◆ **Given task**: Only lines with the string "image" matter here; gather them from the material below.

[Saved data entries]
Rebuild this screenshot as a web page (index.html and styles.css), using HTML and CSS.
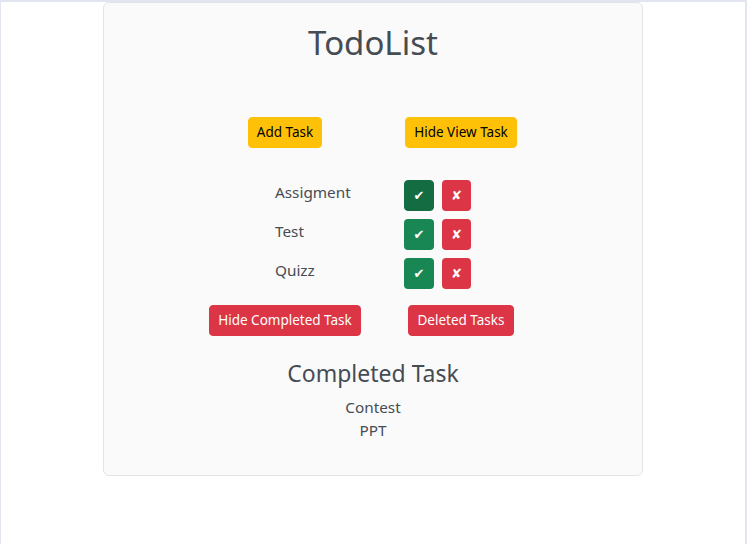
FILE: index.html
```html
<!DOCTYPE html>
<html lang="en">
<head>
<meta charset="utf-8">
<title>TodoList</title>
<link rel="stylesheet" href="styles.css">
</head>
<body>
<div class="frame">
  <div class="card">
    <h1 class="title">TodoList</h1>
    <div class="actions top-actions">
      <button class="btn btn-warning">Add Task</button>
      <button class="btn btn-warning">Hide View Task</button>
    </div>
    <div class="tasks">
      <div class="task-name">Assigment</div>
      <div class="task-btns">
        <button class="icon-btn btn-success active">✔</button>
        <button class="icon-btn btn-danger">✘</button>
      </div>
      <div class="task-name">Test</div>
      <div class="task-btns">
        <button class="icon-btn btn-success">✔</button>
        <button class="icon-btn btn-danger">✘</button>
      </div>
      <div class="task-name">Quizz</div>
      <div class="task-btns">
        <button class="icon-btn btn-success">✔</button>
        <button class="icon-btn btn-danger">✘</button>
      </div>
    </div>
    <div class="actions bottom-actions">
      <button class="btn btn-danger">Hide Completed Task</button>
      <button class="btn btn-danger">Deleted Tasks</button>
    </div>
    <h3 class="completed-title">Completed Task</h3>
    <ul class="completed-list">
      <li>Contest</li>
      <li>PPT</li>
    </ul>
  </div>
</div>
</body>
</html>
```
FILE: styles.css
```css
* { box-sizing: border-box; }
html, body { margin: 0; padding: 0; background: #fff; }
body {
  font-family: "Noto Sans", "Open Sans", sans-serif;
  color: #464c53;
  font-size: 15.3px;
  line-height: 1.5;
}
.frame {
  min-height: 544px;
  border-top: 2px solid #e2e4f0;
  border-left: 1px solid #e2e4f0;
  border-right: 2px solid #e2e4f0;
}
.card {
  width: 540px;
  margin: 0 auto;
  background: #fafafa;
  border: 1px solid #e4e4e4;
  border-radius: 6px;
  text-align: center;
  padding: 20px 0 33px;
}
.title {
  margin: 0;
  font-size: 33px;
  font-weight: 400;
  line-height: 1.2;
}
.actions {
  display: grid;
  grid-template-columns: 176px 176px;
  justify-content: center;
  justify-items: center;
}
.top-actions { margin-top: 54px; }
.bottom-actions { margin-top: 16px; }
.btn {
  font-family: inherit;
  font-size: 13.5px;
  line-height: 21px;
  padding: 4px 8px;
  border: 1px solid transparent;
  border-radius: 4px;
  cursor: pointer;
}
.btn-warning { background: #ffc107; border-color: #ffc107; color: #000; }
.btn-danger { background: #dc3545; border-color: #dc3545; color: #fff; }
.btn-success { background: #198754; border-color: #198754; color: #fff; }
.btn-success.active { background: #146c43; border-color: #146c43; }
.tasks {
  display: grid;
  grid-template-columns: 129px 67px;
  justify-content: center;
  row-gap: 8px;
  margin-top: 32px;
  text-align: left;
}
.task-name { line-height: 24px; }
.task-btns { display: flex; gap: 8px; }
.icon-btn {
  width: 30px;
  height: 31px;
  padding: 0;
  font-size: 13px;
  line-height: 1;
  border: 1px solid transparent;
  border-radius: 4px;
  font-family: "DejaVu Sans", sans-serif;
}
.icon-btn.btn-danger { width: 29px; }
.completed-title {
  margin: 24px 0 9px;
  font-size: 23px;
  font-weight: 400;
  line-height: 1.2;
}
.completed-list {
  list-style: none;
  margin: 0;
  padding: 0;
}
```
* * *
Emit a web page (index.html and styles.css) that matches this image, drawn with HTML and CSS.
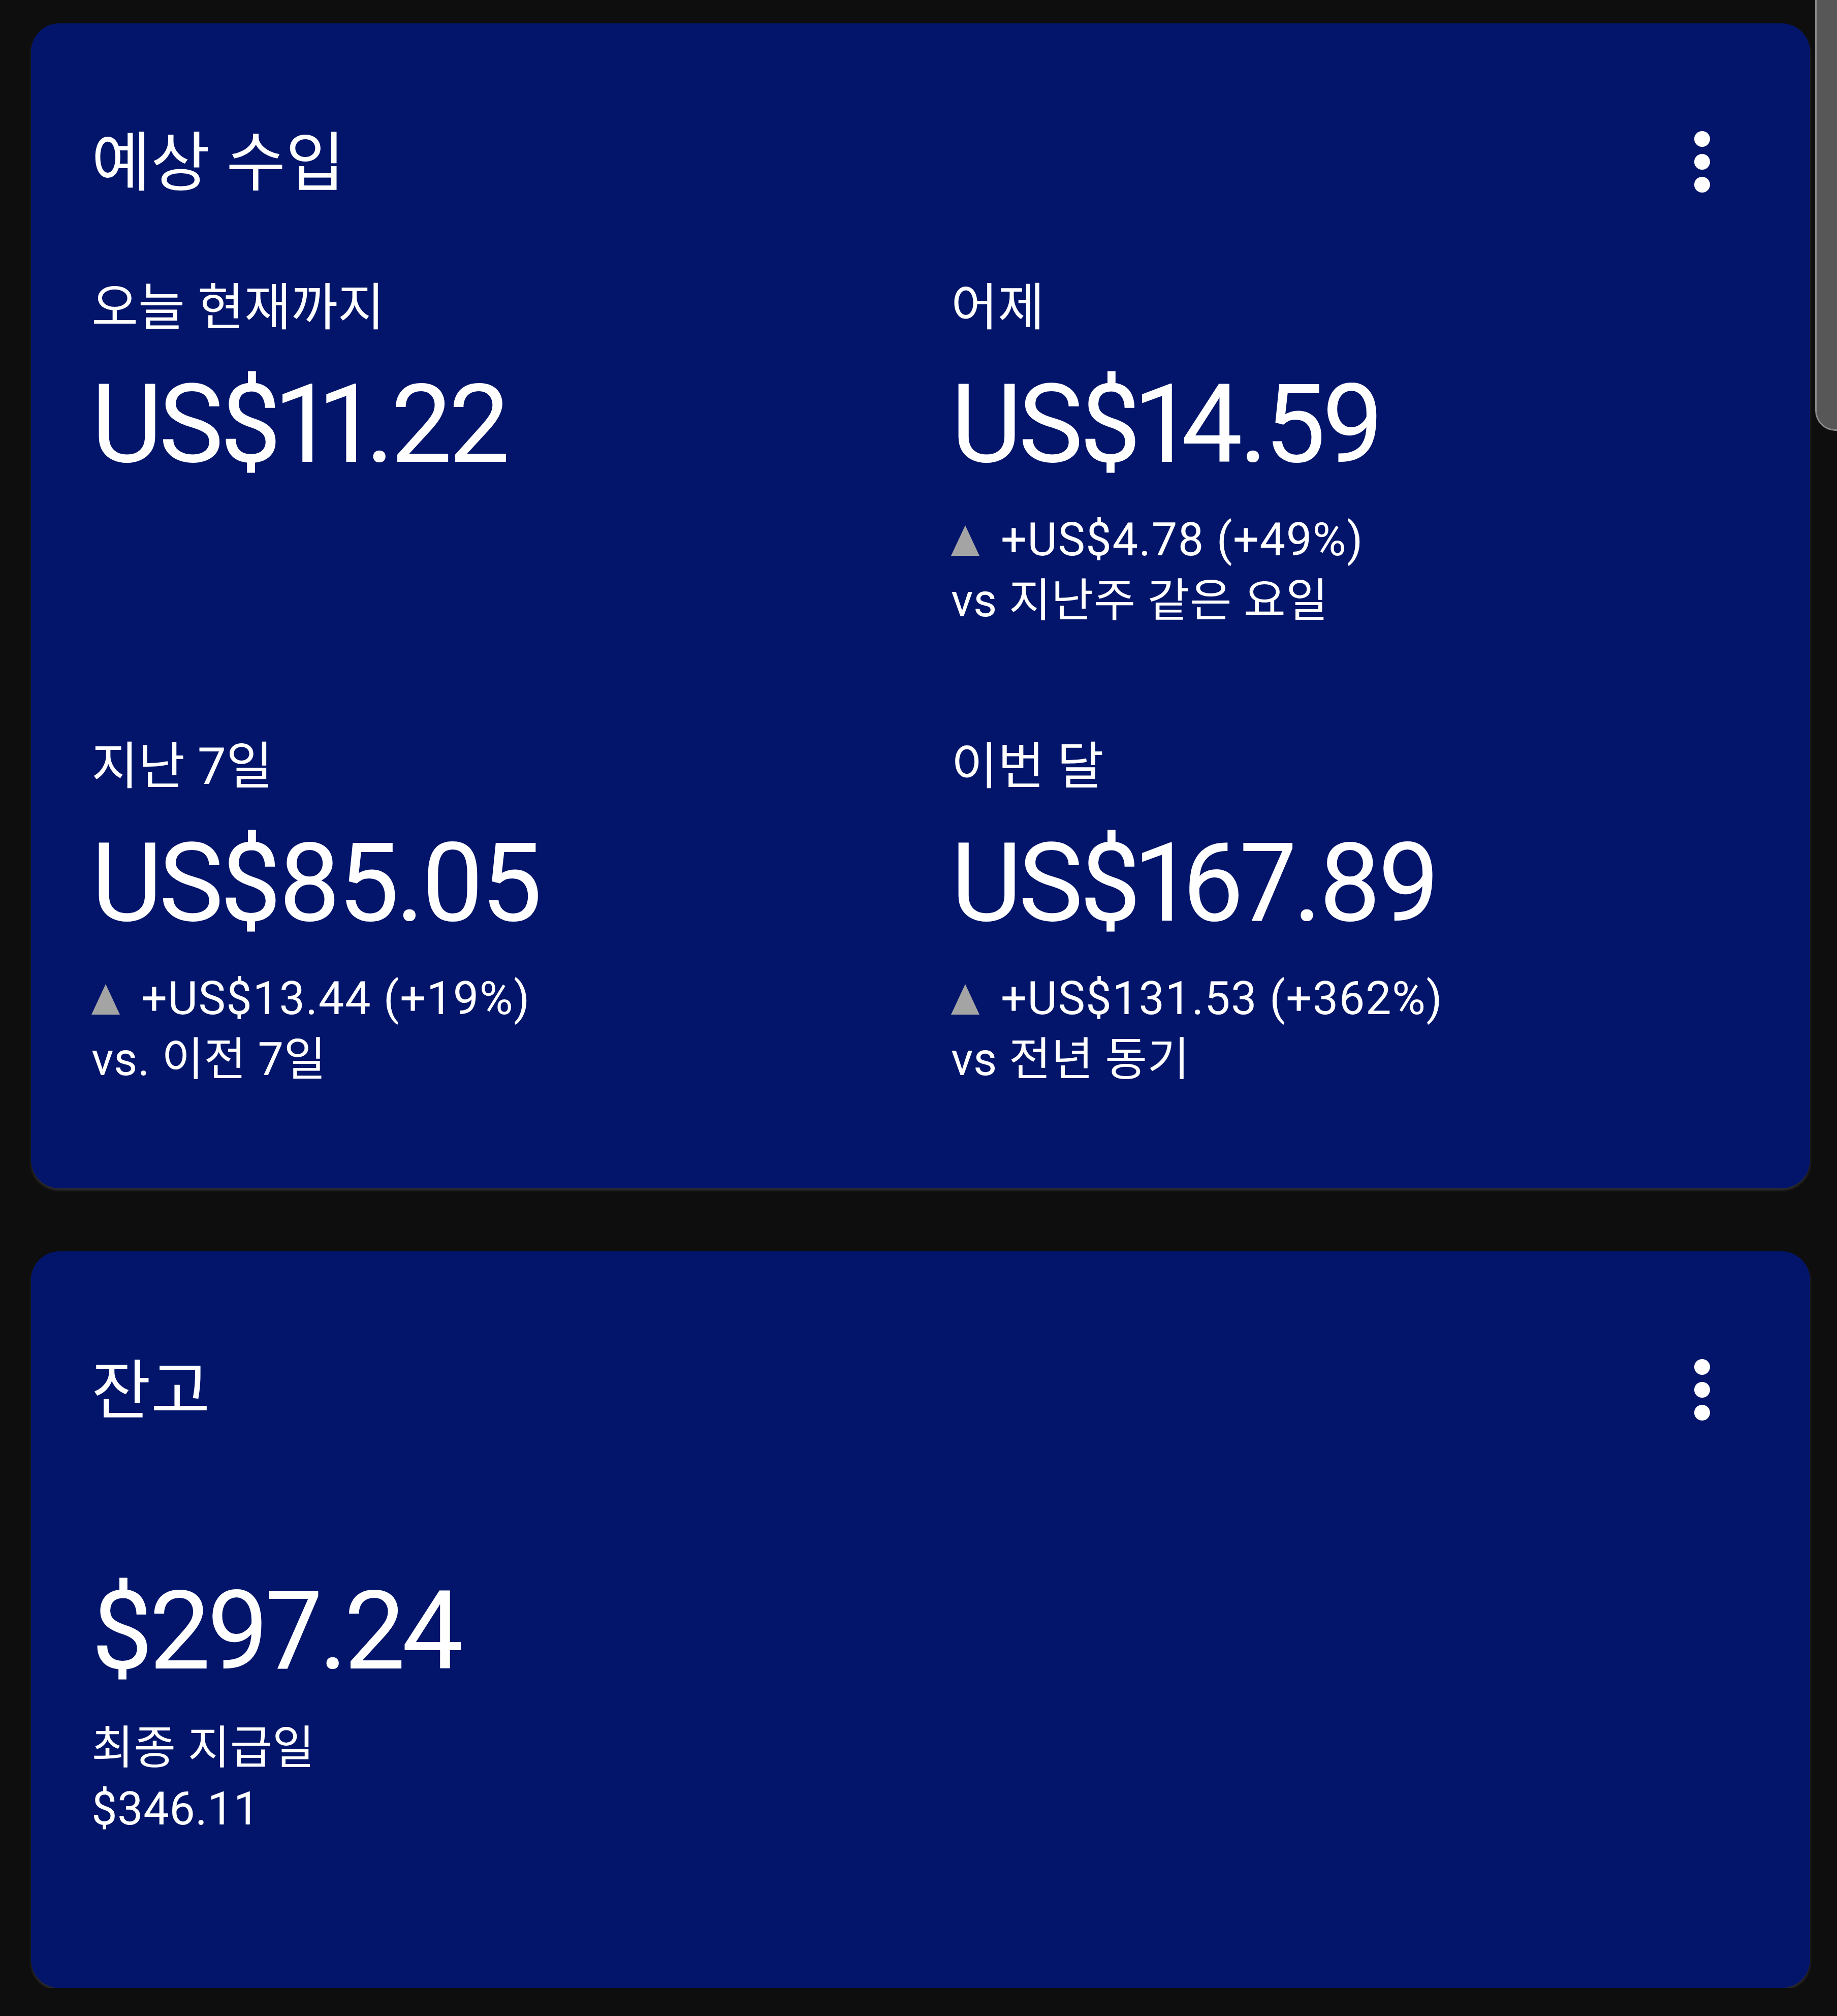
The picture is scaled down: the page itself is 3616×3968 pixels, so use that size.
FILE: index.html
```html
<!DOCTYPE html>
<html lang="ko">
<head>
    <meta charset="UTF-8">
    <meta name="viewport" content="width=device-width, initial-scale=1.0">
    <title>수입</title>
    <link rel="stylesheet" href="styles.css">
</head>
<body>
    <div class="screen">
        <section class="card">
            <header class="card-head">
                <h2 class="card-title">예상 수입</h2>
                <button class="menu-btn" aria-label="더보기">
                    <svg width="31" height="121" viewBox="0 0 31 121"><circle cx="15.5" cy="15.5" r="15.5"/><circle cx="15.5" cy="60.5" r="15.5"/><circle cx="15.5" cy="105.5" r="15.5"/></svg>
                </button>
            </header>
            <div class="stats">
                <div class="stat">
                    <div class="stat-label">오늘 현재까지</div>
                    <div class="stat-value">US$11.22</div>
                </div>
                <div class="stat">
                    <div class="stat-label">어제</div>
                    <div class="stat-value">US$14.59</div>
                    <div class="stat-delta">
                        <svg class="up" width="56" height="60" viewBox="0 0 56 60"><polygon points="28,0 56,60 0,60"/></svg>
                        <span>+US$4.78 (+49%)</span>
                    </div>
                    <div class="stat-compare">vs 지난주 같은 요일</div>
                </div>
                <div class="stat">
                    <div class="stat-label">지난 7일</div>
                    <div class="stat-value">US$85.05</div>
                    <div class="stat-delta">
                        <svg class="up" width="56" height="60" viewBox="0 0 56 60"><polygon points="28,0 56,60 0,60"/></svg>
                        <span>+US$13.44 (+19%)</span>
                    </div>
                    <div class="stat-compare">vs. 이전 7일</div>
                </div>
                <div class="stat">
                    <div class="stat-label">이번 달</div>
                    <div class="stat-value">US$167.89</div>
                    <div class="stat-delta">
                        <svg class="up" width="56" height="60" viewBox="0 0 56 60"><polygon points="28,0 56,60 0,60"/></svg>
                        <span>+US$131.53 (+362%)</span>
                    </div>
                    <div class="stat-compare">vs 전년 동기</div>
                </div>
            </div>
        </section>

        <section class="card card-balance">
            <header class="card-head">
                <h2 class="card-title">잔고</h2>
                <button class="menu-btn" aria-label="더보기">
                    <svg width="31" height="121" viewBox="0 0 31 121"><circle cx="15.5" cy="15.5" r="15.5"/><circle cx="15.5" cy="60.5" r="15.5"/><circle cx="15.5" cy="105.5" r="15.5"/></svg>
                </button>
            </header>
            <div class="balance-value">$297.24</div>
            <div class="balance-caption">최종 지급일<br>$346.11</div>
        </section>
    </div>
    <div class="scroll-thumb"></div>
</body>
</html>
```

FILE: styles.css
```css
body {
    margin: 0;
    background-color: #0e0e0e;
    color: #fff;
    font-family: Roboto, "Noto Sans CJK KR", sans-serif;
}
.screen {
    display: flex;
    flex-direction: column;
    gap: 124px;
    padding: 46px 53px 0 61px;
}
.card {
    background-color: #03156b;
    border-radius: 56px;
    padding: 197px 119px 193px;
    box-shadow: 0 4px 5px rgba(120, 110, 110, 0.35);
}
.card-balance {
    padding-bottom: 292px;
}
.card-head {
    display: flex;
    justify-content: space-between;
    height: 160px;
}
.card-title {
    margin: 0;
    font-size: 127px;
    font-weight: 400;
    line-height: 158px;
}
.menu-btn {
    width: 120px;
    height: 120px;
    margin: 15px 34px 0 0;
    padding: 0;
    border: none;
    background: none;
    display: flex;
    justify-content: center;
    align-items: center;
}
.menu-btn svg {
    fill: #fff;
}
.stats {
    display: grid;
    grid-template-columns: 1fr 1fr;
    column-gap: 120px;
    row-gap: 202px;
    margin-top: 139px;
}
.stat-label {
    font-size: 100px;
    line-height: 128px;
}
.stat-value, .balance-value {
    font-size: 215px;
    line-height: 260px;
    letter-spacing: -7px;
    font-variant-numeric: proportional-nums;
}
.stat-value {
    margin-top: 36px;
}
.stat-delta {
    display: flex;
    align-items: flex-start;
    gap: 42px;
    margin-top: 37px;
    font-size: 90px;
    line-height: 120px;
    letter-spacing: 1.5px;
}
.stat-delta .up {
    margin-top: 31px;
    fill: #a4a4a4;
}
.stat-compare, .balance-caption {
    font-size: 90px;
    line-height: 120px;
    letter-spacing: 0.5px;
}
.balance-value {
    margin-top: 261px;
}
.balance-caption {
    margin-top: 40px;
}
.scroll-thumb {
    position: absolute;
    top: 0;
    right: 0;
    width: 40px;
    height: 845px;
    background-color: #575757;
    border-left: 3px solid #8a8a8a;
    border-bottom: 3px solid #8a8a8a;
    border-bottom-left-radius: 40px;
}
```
---
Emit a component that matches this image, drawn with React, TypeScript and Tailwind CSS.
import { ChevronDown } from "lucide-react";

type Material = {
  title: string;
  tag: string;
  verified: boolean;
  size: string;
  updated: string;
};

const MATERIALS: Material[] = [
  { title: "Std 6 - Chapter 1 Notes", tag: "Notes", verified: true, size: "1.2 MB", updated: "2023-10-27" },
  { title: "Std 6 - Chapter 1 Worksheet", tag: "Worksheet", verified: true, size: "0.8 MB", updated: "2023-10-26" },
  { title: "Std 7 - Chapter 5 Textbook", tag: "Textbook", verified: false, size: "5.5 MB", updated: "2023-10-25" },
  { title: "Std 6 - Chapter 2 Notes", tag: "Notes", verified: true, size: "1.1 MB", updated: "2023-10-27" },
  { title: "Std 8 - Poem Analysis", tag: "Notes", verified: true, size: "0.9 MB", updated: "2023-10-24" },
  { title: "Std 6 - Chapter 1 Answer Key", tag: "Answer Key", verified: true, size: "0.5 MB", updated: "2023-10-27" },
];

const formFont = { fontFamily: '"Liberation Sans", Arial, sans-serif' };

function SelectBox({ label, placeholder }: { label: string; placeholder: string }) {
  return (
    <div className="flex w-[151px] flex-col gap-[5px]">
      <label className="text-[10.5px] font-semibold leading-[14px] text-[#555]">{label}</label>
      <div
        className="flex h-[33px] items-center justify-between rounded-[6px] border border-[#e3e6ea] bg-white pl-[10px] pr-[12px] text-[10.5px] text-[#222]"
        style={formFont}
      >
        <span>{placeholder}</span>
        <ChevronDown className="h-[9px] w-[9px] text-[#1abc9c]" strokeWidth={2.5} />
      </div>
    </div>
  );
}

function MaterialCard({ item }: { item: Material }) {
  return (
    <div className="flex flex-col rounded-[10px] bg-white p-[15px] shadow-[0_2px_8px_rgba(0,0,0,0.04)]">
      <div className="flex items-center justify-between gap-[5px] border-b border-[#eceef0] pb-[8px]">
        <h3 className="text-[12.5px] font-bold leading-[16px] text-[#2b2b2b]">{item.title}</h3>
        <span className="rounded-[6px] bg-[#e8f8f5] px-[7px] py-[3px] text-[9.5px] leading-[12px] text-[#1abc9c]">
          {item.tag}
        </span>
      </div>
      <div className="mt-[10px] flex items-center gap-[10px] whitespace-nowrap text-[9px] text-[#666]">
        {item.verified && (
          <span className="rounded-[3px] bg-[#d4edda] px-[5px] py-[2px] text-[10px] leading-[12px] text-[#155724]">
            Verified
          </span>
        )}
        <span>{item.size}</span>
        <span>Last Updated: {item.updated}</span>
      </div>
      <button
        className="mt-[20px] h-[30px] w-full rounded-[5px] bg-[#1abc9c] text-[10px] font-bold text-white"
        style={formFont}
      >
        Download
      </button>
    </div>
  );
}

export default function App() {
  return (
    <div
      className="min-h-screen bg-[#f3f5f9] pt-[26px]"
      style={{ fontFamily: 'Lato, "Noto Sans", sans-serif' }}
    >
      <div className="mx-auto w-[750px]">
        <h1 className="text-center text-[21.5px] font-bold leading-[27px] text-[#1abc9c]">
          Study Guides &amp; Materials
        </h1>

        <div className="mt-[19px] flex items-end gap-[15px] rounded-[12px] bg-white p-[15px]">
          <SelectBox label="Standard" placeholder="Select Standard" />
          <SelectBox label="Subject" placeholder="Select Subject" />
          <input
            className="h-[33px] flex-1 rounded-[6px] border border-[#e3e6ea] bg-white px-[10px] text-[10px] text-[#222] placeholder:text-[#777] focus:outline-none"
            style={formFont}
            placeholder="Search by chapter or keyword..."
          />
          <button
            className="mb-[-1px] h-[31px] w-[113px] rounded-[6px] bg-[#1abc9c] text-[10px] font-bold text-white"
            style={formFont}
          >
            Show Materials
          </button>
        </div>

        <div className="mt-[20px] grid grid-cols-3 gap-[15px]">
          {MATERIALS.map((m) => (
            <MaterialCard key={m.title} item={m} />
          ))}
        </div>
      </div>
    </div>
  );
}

◆ **Full answer**:
Emit a web page (index.html and styles.css) that matches this image, drawn with HTML and CSS.
Emit a component that matches this image, drawn with React, TypeScript and Tailwind CSS.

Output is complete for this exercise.